Aim → Copy all of the material exactly. Pictures are not to appear in the copy.

********

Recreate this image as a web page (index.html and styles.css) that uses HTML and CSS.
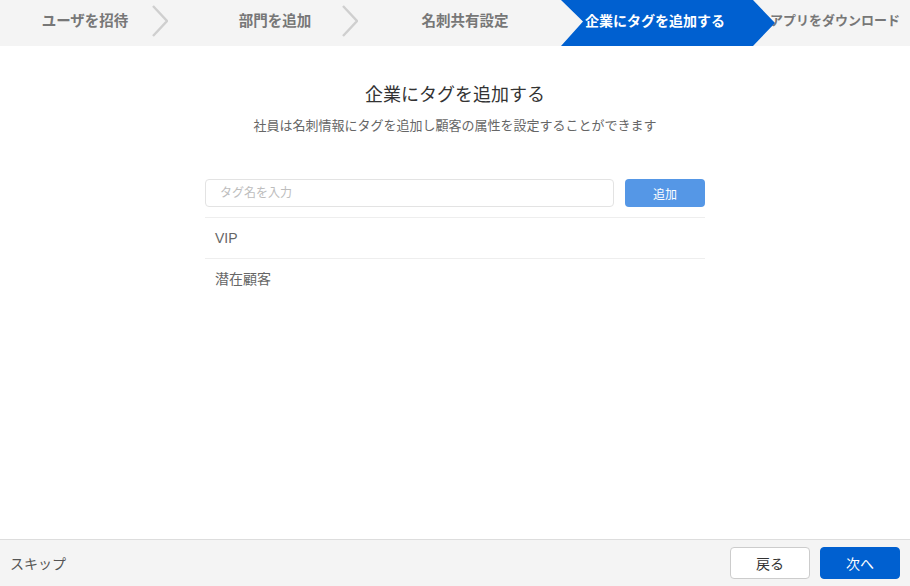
FILE: index.html
```html
<!DOCTYPE html>
<html lang="ja">
<head>
    <meta charset="UTF-8">
    <meta name="viewport" content="width=device-width, initial-scale=1.0">
    <title>企業にタグを追加する</title>
    <link rel="stylesheet" href="styles.css">
</head>
<body>
    <nav class="steps">
        <div class="step">ユーザを招待</div>
        <svg class="chev" width="16" height="45" viewBox="0 0 16 45"><polyline points="1,6 15,21 1,36" fill="none" stroke="#cfcfcf" stroke-width="2.4"/></svg>
        <div class="step">部門を追加</div>
        <svg class="chev" width="16" height="45" viewBox="0 0 16 45"><polyline points="1,6 15,21 1,36" fill="none" stroke="#cfcfcf" stroke-width="2.4"/></svg>
        <div class="step">名刺共有設定</div>
        <div class="step active">企業にタグを追加する</div>
        <div class="step last">アプリをダウンロード</div>
    </nav>

    <main class="content">
        <h1 class="title">企業にタグを追加する</h1>
        <p class="desc">社員は名刺情報にタグを追加し顧客の属性を設定することができます</p>

        <div class="tag-box">
            <div class="tag-form">
                <input type="text" class="tag-input" placeholder="タグ名を入力">
                <button class="btn-add">追加</button>
            </div>
            <ul class="tag-list">
                <li>VIP</li>
                <li>潜在顧客</li>
            </ul>
        </div>
    </main>

    <footer class="footer">
        <span class="skip">スキップ</span>
        <div class="actions">
            <button class="btn btn-back">戻る</button>
            <button class="btn btn-next">次へ</button>
        </div>
    </footer>
</body>
</html>
```

FILE: styles.css
```css
* {
    box-sizing: border-box;
}
html, body {
    height: 100%;
}
body {
    margin: 0;
    font-family: "Liberation Sans", "Noto Sans CJK JP", sans-serif;
    background: #ffffff;
    color: #333;
    display: flex;
    flex-direction: column;
}
.steps {
    display: flex;
    height: 46px;
    background: #f4f4f4;
    overflow: hidden;
}
.step {
    flex: none;
    width: 170px;
    line-height: 42px;
    text-align: center;
    font-size: 14.5px;
    font-weight: bold;
    color: #777;
    white-space: nowrap;
}
.chev {
    flex: none;
    margin-left: -18px;
    margin-right: 22px;
}
.step.active {
    width: 214px;
    margin-left: 11px;
    padding-left: 24px;
    text-align: left;
    font-size: 14px;
    color: #ffffff;
    background: #0060d0;
    clip-path: polygon(0 0, calc(100% - 22px) 0, 100% 50%, calc(100% - 22px) 100%, 0 100%, 22px 47%);
}
.step.last {
    width: 140px;
    margin-left: -5px;
    text-align: left;
    font-size: 13px;
}
.content {
    flex: 1;
    padding-top: 36px;
}
.title {
    margin: 0;
    text-align: center;
    font-size: 18px;
    font-weight: normal;
    color: #333;
    line-height: 26px;
}
.desc {
    margin: 8px 0 0;
    text-align: center;
    font-size: 13px;
    color: #666;
    line-height: 20px;
}
.tag-box {
    width: 500px;
    margin: 43px auto 0;
}
.tag-form {
    display: flex;
    gap: 11px;
}
.tag-input {
    flex: 1;
    height: 28px;
    border: 1px solid #e3e3e3;
    border-radius: 4px;
    padding: 0 14px;
    font-family: inherit;
    font-size: 12px;
    color: #333;
    outline: none;
}
.tag-input::placeholder {
    color: #bdbdbd;
}
.btn-add {
    width: 80px;
    height: 28px;
    border: none;
    border-radius: 4px;
    background: #5597e6;
    color: #ffffff;
    font-family: inherit;
    font-size: 12px;
}
.tag-list {
    list-style: none;
    margin: 10px 0 0;
    padding: 0;
}
.tag-list li {
    border-top: 1px solid #eeeeee;
    height: 41px;
    line-height: 40px;
    padding-left: 10px;
    font-size: 14px;
    color: #666;
}
.footer {
    flex: none;
    height: 47px;
    background: #f4f4f4;
    border-top: 1px solid #dddddd;
    display: flex;
    align-items: center;
    justify-content: space-between;
    padding: 0 10px;
}
.skip {
    font-size: 14px;
    color: #555;
}
.actions {
    display: flex;
    gap: 10px;
}
.btn {
    width: 80px;
    height: 32px;
    border-radius: 4px;
    font-family: inherit;
    font-size: 14px;
}
.btn-back {
    background: #ffffff;
    border: 1px solid #cccccc;
    color: #333;
}
.btn-next {
    background: #0060d0;
    border: 1px solid #0060d0;
    color: #ffffff;
}
```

********

Correct answer →
Recreate this image as a web page (index.html and styles.css) that uses HTML and CSS.
FILE: index.html
```html
<!DOCTYPE html>
<html lang="ja">
<head>
    <meta charset="UTF-8">
    <meta name="viewport" content="width=device-width, initial-scale=1.0">
    <title>企業にタグを追加する</title>
    <link rel="stylesheet" href="styles.css">
</head>
<body>
    <nav class="steps">
        <div class="step">ユーザを招待</div>
        <svg class="chev" width="16" height="45" viewBox="0 0 16 45"><polyline points="1,6 15,21 1,36" fill="none" stroke="#cfcfcf" stroke-width="2.4"/></svg>
        <div class="step">部門を追加</div>
        <svg class="chev" width="16" height="45" viewBox="0 0 16 45"><polyline points="1,6 15,21 1,36" fill="none" stroke="#cfcfcf" stroke-width="2.4"/></svg>
        <div class="step">名刺共有設定</div>
        <div class="step active">企業にタグを追加する</div>
        <div class="step last">アプリをダウンロード</div>
    </nav>

    <main class="content">
        <h1 class="title">企業にタグを追加する</h1>
        <p class="desc">社員は名刺情報にタグを追加し顧客の属性を設定することができます</p>

        <div class="tag-box">
            <div class="tag-form">
                <input type="text" class="tag-input" placeholder="タグ名を入力">
                <button class="btn-add">追加</button>
            </div>
            <ul class="tag-list">
                <li>VIP</li>
                <li>潜在顧客</li>
            </ul>
        </div>
    </main>

    <footer class="footer">
        <span class="skip">スキップ</span>
        <div class="actions">
            <button class="btn btn-back">戻る</button>
            <button class="btn btn-next">次へ</button>
        </div>
    </footer>
</body>
</html>
```

FILE: styles.css
```css
* {
    box-sizing: border-box;
}
html, body {
    height: 100%;
}
body {
    margin: 0;
    font-family: "Liberation Sans", "Noto Sans CJK JP", sans-serif;
    background: #ffffff;
    color: #333;
    display: flex;
    flex-direction: column;
}
.steps {
    display: flex;
    height: 46px;
    background: #f4f4f4;
    overflow: hidden;
}
.step {
    flex: none;
    width: 170px;
    line-height: 42px;
    text-align: center;
    font-size: 14.5px;
    font-weight: bold;
    color: #777;
    white-space: nowrap;
}
.chev {
    flex: none;
    margin-left: -18px;
    margin-right: 22px;
}
.step.active {
    width: 214px;
    margin-left: 11px;
    padding-left: 24px;
    text-align: left;
    font-size: 14px;
    color: #ffffff;
    background: #0060d0;
    clip-path: polygon(0 0, calc(100% - 22px) 0, 100% 50%, calc(100% - 22px) 100%, 0 100%, 22px 47%);
}
.step.last {
    width: 140px;
    margin-left: -5px;
    text-align: left;
    font-size: 13px;
}
.content {
    flex: 1;
    padding-top: 36px;
}
.title {
    margin: 0;
    text-align: center;
    font-size: 18px;
    font-weight: normal;
    color: #333;
    line-height: 26px;
}
.desc {
    margin: 8px 0 0;
    text-align: center;
    font-size: 13px;
    color: #666;
    line-height: 20px;
}
.tag-box {
    width: 500px;
    margin: 43px auto 0;
}
.tag-form {
    display: flex;
    gap: 11px;
}
.tag-input {
    flex: 1;
    height: 28px;
    border: 1px solid #e3e3e3;
    border-radius: 4px;
    padding: 0 14px;
    font-family: inherit;
    font-size: 12px;
    color: #333;
    outline: none;
}
.tag-input::placeholder {
    color: #bdbdbd;
}
.btn-add {
    width: 80px;
    height: 28px;
    border: none;
    border-radius: 4px;
    background: #5597e6;
    color: #ffffff;
    font-family: inherit;
    font-size: 12px;
}
.tag-list {
    list-style: none;
    margin: 10px 0 0;
    padding: 0;
}
.tag-list li {
    border-top: 1px solid #eeeeee;
    height: 41px;
    line-height: 40px;
    padding-left: 10px;
    font-size: 14px;
    color: #666;
}
.footer {
    flex: none;
    height: 47px;
    background: #f4f4f4;
    border-top: 1px solid #dddddd;
    display: flex;
    align-items: center;
    justify-content: space-between;
    padding: 0 10px;
}
.skip {
    font-size: 14px;
    color: #555;
}
.actions {
    display: flex;
    gap: 10px;
}
.btn {
    width: 80px;
    height: 32px;
    border-radius: 4px;
    font-family: inherit;
    font-size: 14px;
}
.btn-back {
    background: #ffffff;
    border: 1px solid #cccccc;
    color: #333;
}
.btn-next {
    background: #0060d0;
    border: 1px solid #0060d0;
    color: #ffffff;
}
```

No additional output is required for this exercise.